Which Providers Do Not Currently Qualify for the Benefits of Fund Coverage?

Given the evolution of direct patient care roles that has occurred over the 40+ years since the Fund statute was first passed, the most notable exclusion from Fund participation today is Advanced Practice Registered Nurses (“APRNs”).

During the 2022 Session of the Kansas Legislature, the Nurse Practice Act was amended to broaden the scope of practice for APRNs. These amendments to the Act also required APRNs to maintain malpractice insurance coverage. However, the amendments did not update the Fund statute to allow APRNs to be included in the definition of “healthcare provider.”

Because APRNs currently remain excluded from the definition of “health care provider,” they do not qualify for the benefits of Fund coverage that other advanced practice professionals (such as Physician Assistants and Nurse Anesthetists) have.
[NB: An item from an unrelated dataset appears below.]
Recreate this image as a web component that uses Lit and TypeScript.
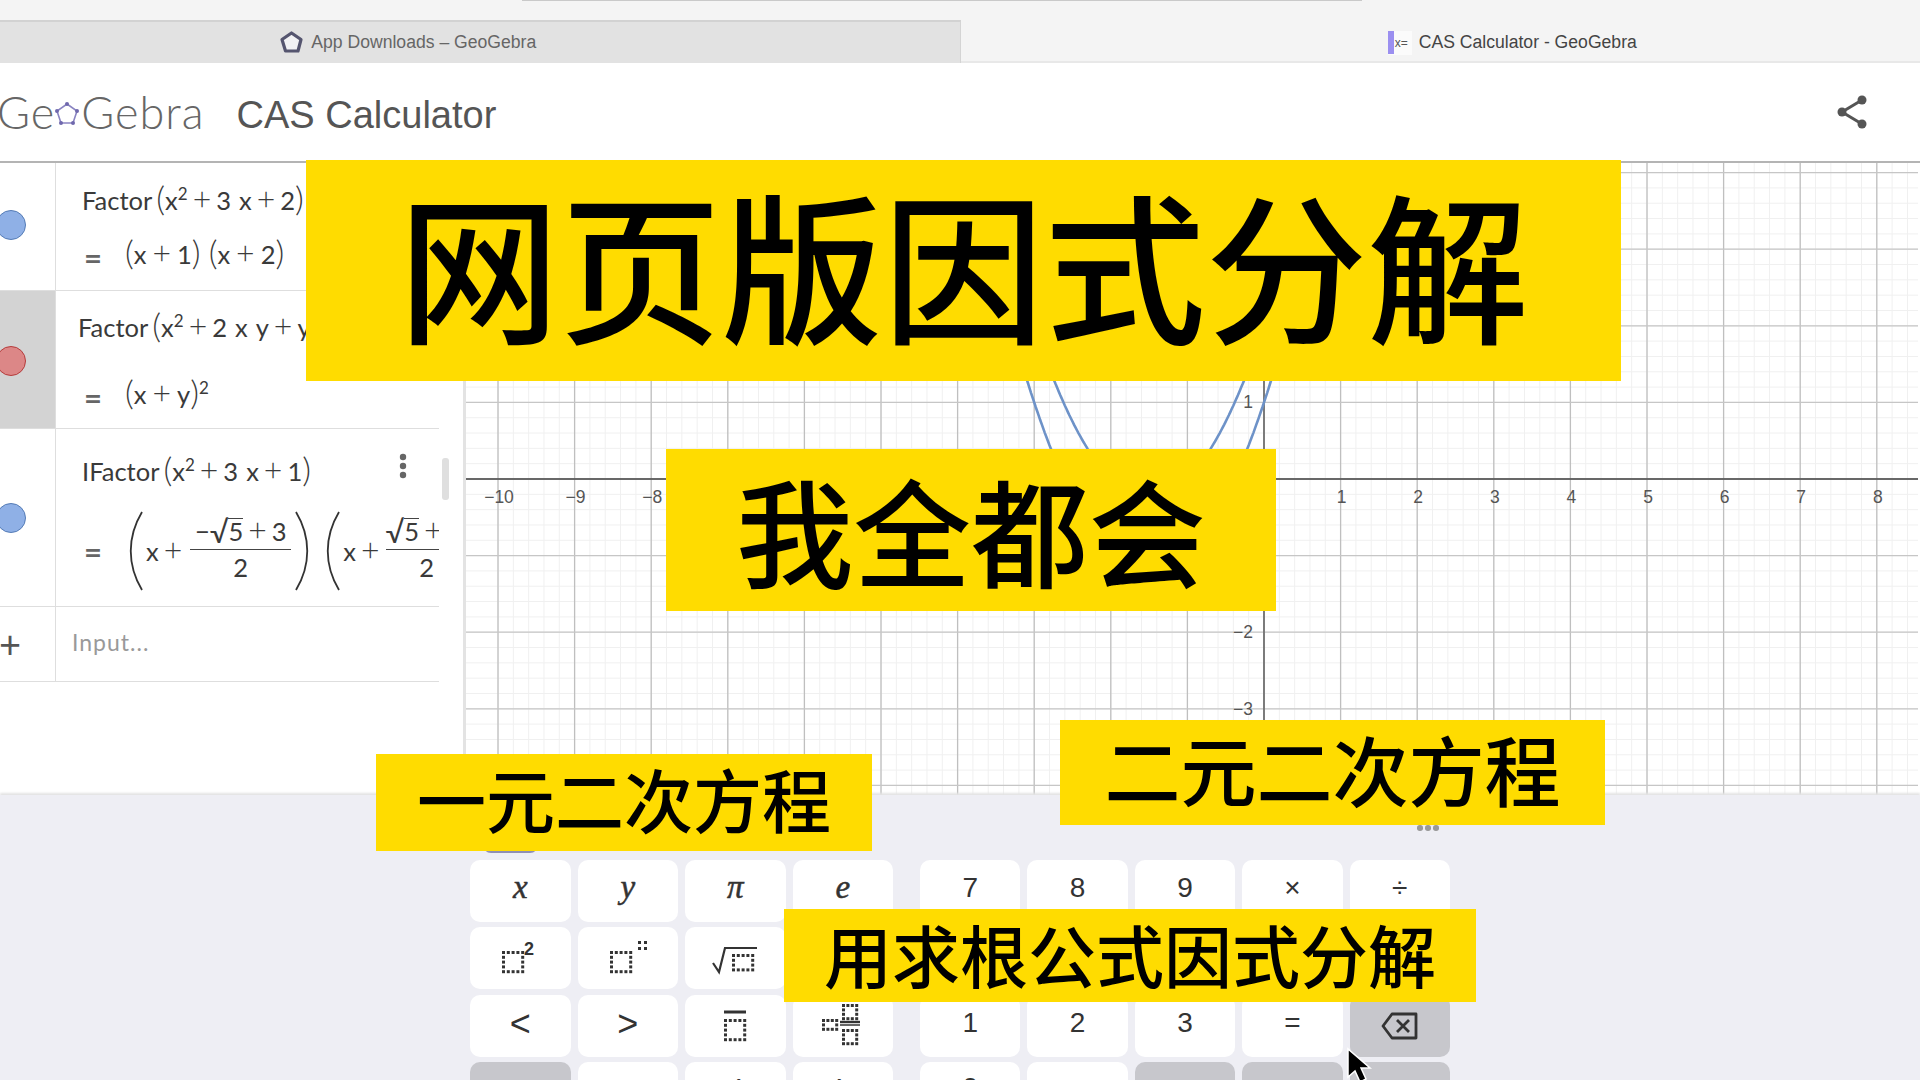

Further, neither they nor their employers enjoy the same legal protections limiting vicarious liability and other liability claims arising out of the actions of other healthcare providers. However, the Kansas legislature is currently considering a bill that would update the Fund statute to include APRNs as defined healthcare providers.

Has the Fund Succeeded in Helping to Stabilize the Kansas Healthcare Liability Environment?

Yes. The Fund is a public/private partnership that achieves relative balance and stability in the market that reduces barriers to practice for healthcare providers and protects patients. The Fund is considered a model for successful state liability compensation funds, and it continues to deliver benefits for Kansas patients and providers. For example, the map below shows the differences between states in the average cost of liability insurance for primary care physicians. You can see that Kansas is better positioned than three of our four bordering states.

average malpractice insurance costs by state
Darker shading indicates higher average costs of malpractice insurance.

Only Nebraska edges Kansas out on this front. Notably, Nebraska also has a statutory liability coverage fund that is similar to our Fund. Nebraska has also implemented tort reform that includes a strong medical malpractice damages liability “hard cap” that limits both non-economic and economic damages in malpractice lawsuits.